Citing Kandahar's provincial administration spokesman Jawed Faisal, local media reports said that the arrested children aged 8, 12 and 17 and all from Kandahar, have been taken into police custody for interrogation.

The NATO-led International Security Assistance Force (ISAF) also confirmed the arrest of junior insurgents. In a statement released on June 28, the alliance said that two children and one young adult were arrested while they were found carrying improvised explosive devices (IEDs).

"The Afghan National Police took children carrying improvised explosive devices into custody and the Afghan Local Police found multiple IEDs and a large amount of homemade explosives June 28 in Zharay District, Kandahar province," the statement added.

Though Taliban militants, the major anti-government armed outfit, have yet to admit to recruiting children in fighting against the government, officials believe that Taliban-run Madrasahs or religious schools in Pakistan's tribal belt along the border with Afghanistan train young seminarists with terror tactics and send them to Afghanistan to fight.

It was not the first time that security forces reporting arrest of the underage used by anti-government militants to fight Afghan and NATO-led troops.

In August 2011, Afghan President Hamid Karzai set free from a juvenile detention center in Kabul some two dozen would-be children suicide bombers, with the youngest aged only 8.

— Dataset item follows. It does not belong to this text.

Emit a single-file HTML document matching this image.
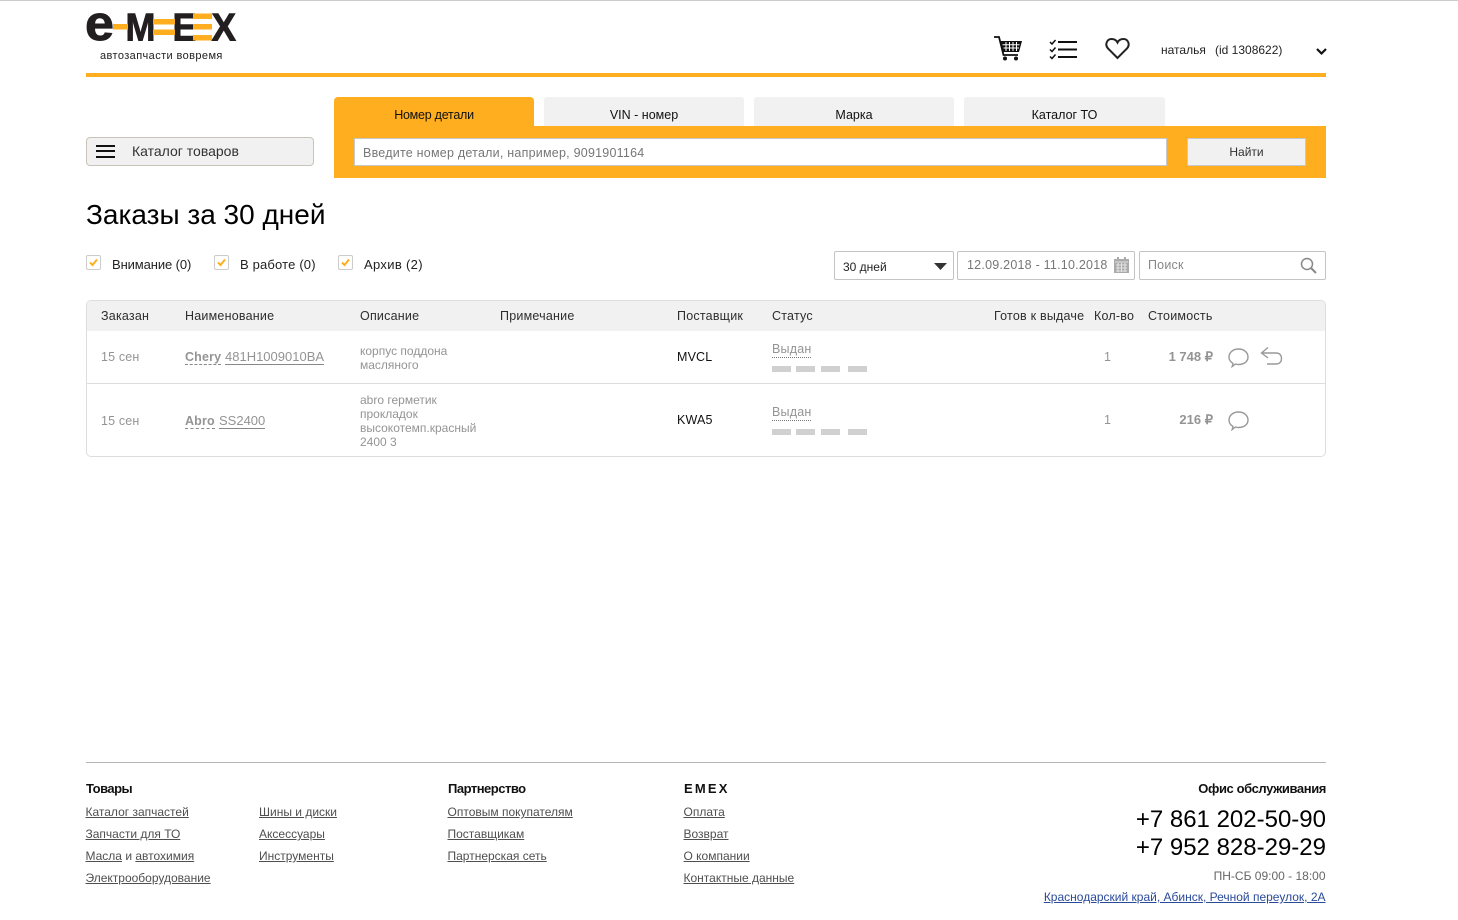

When the teen potential bombers were presented to journalists at the Presidential Palace, an 11-year-old boy said his teachers told him to "just get close to a group of foreign soldiers and touch these two wires together." His Taliban trainers in Quetta of southwest Pakistan told him that he would be able to detonate his vest and kill the foreign occupiers without killing himself.

But later in February this year, at least one of the pardoned young fighters has been arrested again in Kandahar while preparing to blow himself up against the security forces.

According to Aziz Farotan, the spokesman of the United Nations Children's Fund (UNICEF) in Kabul, 316 children under 18 had been recruited by militant outfits in 2011 to fight or help the fighters on the battle ground.

At least five children are killed or injured in Afghanistan every day and their increasing casualties in Afghan conflict have been a major concern for the UNICEF, Farotan was quoted as saying.